» PROBLEM TO SOLVE:
From the entries below, extract every line that includes the word "screenshot".

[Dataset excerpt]
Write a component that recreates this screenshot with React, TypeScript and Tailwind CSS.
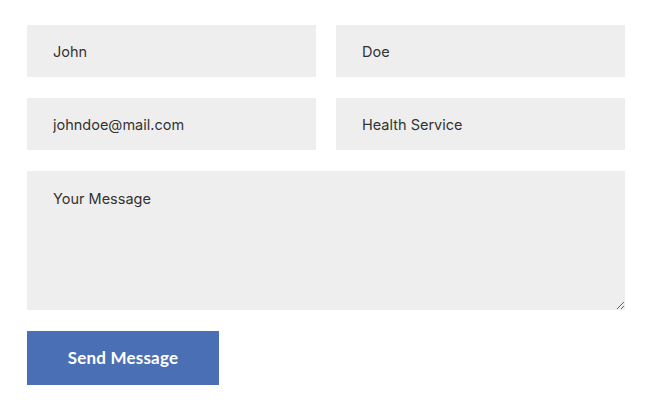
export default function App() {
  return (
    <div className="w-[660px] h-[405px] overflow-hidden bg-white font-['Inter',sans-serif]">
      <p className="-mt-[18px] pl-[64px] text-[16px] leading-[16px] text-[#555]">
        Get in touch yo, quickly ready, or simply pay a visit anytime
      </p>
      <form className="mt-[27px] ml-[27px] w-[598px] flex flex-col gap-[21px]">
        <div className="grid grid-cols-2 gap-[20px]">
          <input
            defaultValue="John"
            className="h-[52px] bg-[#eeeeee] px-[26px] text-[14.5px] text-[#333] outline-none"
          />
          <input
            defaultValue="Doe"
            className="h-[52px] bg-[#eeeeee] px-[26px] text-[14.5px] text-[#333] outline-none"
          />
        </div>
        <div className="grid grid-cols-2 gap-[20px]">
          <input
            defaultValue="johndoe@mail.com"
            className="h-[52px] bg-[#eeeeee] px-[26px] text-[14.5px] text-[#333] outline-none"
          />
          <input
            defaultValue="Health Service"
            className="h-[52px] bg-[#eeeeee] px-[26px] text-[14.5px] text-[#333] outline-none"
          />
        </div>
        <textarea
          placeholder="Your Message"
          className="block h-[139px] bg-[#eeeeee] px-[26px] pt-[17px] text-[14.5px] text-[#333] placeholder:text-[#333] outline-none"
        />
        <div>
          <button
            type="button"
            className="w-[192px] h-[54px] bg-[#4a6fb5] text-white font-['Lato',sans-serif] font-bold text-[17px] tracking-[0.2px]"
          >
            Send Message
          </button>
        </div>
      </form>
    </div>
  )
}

--

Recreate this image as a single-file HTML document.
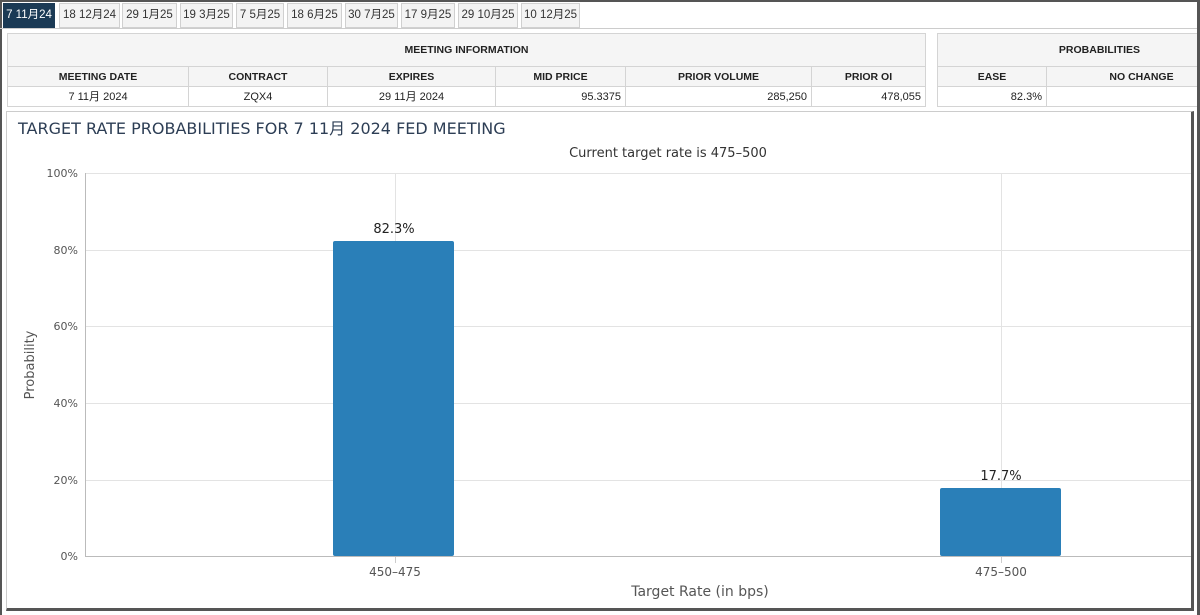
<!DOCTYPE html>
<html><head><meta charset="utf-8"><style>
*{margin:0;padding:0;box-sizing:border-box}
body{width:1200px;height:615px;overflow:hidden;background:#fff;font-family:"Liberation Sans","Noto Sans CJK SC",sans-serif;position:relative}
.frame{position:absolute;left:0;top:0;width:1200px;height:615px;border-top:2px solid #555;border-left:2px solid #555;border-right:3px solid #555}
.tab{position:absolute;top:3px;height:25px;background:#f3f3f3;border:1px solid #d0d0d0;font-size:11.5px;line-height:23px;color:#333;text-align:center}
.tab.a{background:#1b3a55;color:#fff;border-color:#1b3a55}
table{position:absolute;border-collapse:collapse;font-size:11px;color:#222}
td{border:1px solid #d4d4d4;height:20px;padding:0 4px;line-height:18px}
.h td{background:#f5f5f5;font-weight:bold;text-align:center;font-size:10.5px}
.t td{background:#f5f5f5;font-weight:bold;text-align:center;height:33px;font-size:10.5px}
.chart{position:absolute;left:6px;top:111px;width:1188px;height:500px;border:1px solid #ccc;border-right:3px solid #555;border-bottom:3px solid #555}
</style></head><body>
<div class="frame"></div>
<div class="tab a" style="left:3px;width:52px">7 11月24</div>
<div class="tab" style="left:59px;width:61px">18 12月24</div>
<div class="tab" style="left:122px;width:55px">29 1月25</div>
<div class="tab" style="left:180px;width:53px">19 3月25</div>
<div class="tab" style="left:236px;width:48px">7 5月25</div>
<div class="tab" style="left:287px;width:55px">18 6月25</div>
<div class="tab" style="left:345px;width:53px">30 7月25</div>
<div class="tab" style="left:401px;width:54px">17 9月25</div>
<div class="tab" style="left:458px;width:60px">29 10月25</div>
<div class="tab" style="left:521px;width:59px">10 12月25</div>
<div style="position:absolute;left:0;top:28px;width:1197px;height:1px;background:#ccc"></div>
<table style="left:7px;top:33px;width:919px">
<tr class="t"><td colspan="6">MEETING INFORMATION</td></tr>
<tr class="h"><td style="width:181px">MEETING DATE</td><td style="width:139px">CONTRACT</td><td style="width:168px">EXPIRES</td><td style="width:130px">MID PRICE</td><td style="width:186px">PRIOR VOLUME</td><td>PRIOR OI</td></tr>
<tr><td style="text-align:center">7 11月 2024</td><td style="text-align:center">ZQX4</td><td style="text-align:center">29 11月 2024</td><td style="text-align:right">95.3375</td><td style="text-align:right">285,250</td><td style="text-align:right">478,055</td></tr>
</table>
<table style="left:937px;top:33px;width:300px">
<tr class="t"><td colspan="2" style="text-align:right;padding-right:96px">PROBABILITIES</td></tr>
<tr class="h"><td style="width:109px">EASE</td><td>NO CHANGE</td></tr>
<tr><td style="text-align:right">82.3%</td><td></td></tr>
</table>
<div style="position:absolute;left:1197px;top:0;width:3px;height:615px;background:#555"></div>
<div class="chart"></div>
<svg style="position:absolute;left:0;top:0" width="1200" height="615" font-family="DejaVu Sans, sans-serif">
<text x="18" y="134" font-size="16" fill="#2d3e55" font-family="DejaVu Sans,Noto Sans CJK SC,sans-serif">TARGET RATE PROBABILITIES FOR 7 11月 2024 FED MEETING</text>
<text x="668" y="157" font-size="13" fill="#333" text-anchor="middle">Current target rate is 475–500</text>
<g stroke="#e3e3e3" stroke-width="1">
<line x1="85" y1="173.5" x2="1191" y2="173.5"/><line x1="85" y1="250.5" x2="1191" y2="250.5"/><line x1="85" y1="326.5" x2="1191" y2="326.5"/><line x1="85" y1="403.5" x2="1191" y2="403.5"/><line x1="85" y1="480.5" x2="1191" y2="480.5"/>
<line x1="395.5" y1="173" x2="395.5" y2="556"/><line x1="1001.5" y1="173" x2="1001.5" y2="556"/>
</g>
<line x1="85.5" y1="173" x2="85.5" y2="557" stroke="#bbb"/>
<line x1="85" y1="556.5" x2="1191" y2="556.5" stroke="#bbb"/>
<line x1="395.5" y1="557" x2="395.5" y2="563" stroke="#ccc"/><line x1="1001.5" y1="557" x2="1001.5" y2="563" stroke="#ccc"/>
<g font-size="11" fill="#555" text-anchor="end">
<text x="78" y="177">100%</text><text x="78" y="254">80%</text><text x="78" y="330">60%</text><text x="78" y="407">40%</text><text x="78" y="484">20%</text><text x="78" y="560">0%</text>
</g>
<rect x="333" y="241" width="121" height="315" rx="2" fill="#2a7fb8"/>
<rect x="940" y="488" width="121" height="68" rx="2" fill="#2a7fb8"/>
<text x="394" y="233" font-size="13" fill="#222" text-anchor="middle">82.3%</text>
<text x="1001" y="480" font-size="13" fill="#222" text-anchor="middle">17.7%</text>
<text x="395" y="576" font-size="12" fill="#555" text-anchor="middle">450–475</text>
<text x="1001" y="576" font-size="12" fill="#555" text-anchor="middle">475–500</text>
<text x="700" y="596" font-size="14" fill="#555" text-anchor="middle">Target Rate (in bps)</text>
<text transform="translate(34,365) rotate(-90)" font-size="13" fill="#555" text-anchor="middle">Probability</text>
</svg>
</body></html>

---

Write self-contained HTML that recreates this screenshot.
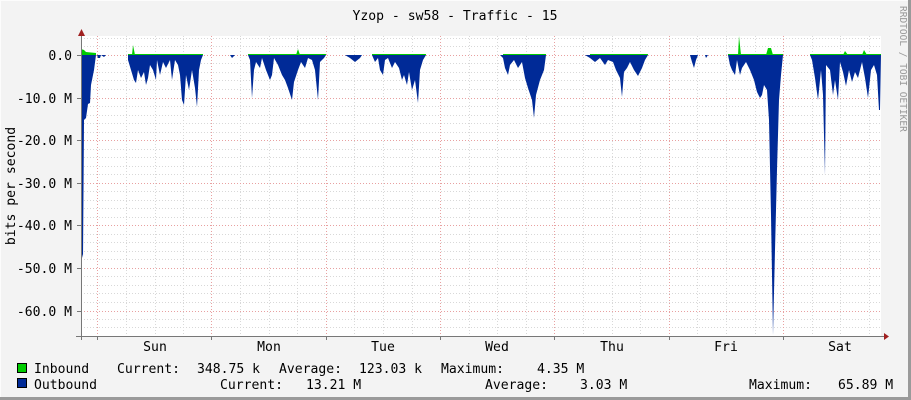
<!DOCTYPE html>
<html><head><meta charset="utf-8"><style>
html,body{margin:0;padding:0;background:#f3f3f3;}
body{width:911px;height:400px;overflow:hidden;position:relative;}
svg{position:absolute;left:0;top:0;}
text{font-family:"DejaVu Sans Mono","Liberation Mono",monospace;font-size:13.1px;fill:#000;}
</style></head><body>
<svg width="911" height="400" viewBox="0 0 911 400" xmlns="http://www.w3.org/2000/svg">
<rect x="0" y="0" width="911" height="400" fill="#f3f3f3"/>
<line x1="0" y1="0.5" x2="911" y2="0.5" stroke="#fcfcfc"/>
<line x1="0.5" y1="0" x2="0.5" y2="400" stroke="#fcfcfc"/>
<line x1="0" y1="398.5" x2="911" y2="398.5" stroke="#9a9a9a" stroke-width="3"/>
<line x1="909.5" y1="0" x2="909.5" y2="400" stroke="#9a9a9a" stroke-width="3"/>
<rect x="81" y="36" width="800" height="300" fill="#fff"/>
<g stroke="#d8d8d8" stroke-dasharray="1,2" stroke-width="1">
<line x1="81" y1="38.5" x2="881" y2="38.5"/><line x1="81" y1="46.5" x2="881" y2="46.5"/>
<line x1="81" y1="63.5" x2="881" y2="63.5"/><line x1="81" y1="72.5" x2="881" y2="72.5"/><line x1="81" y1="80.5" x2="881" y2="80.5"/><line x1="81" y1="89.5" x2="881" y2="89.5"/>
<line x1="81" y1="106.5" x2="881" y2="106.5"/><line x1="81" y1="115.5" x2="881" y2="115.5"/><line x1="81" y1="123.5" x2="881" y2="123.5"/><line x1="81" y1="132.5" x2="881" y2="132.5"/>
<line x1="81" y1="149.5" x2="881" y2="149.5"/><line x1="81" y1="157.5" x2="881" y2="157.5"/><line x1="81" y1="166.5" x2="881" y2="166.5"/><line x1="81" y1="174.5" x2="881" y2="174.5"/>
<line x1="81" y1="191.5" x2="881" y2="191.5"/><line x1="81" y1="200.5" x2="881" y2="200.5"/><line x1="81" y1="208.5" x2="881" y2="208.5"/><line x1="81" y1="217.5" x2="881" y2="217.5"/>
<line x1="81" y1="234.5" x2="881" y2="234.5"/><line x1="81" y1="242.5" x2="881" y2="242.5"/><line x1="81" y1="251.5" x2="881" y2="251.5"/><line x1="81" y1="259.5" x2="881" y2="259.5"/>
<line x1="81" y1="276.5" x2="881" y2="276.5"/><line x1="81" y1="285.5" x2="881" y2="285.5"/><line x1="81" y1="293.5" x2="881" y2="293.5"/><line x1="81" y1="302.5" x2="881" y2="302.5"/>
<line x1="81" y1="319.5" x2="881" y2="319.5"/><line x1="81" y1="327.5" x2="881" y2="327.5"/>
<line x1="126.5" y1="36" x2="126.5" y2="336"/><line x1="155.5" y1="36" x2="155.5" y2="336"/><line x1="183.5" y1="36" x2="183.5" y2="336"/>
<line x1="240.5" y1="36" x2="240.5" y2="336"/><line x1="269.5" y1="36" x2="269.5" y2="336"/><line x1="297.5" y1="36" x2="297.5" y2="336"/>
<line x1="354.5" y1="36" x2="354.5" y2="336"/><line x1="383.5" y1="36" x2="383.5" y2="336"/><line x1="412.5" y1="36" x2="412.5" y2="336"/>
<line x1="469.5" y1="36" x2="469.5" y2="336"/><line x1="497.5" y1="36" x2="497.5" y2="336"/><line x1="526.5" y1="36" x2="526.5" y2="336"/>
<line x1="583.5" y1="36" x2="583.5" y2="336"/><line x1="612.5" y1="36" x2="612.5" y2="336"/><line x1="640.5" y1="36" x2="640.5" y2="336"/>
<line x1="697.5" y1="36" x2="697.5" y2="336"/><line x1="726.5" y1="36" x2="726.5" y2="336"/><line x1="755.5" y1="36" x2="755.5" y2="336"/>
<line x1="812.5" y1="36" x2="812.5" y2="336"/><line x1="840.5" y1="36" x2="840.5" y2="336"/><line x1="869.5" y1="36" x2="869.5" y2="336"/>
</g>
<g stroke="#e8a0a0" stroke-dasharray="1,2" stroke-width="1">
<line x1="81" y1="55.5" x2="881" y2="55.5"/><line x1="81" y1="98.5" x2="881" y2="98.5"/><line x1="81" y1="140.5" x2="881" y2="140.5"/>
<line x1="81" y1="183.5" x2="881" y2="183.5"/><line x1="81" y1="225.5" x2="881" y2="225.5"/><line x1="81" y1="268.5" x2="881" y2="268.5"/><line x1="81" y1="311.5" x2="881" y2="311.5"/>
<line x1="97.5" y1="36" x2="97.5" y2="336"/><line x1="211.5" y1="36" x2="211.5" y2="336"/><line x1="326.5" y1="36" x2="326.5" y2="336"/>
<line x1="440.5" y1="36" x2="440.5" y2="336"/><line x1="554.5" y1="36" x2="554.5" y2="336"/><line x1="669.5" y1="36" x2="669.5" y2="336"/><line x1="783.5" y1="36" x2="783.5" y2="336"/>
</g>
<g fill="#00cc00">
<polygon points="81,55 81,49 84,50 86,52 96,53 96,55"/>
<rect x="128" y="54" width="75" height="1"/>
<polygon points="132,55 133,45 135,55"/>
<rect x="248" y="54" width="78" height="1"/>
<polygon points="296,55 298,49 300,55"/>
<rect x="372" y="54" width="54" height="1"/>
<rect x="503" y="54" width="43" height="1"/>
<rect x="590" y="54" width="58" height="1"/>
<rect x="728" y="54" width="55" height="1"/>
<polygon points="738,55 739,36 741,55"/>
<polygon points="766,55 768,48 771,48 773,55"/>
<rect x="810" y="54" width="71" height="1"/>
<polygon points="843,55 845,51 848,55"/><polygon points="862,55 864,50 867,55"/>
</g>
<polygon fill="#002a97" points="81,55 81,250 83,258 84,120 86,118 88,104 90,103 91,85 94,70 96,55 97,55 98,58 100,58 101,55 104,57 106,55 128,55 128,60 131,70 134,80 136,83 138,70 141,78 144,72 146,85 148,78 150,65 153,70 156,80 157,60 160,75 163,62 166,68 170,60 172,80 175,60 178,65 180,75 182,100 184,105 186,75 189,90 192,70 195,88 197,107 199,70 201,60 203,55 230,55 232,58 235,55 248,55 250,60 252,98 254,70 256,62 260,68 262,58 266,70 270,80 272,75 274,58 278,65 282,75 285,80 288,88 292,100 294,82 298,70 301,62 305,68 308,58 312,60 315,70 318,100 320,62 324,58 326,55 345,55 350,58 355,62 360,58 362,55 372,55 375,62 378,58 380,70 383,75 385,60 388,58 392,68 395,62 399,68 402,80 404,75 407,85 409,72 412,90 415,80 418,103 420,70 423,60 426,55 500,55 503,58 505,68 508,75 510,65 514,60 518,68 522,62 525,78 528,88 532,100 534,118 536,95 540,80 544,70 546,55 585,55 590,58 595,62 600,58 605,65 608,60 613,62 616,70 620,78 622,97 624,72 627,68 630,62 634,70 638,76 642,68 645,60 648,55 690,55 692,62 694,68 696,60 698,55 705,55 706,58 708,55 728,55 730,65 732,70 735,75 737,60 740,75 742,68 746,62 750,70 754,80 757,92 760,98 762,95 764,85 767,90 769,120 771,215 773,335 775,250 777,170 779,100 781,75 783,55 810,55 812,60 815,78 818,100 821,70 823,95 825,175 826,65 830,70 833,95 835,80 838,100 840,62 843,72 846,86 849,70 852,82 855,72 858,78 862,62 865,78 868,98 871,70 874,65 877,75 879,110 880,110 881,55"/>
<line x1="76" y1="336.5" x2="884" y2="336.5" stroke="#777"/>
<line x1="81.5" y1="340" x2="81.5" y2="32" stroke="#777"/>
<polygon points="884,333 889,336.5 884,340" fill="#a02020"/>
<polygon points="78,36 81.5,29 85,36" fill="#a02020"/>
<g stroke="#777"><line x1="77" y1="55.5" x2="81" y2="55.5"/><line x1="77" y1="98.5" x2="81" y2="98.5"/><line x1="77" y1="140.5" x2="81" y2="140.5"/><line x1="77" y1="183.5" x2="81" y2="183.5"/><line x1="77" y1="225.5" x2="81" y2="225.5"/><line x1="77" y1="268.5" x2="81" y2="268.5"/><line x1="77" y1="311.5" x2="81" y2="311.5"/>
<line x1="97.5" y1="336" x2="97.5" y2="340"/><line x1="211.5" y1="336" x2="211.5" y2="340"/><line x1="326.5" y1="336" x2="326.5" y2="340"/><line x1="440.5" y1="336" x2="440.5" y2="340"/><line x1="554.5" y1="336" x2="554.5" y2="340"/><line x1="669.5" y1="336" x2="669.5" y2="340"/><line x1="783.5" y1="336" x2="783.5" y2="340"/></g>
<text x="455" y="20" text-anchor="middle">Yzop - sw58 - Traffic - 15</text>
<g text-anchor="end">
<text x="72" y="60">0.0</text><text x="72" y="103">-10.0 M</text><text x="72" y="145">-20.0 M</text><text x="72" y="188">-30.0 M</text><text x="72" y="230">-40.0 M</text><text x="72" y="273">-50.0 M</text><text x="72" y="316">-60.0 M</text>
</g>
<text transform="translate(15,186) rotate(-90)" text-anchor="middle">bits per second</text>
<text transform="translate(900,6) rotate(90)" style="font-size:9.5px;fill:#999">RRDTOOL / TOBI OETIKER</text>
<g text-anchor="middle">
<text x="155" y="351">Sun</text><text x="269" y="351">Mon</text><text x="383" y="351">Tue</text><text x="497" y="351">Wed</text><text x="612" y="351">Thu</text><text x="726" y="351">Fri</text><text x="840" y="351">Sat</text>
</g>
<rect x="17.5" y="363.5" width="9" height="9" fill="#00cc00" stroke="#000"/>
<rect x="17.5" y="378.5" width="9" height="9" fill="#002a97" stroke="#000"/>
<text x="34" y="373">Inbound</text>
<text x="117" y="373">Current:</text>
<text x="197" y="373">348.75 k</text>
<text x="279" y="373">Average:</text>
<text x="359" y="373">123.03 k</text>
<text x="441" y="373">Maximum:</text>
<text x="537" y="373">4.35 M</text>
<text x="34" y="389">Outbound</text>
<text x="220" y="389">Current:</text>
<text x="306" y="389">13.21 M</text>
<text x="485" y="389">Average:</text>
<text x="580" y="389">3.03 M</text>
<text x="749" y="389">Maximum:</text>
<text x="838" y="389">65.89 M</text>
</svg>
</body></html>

» SOLUTION TO THIS TASK:
Write a component that recreates this screenshot with React, TypeScript and Tailwind CSS.
Write self-contained HTML that recreates this screenshot.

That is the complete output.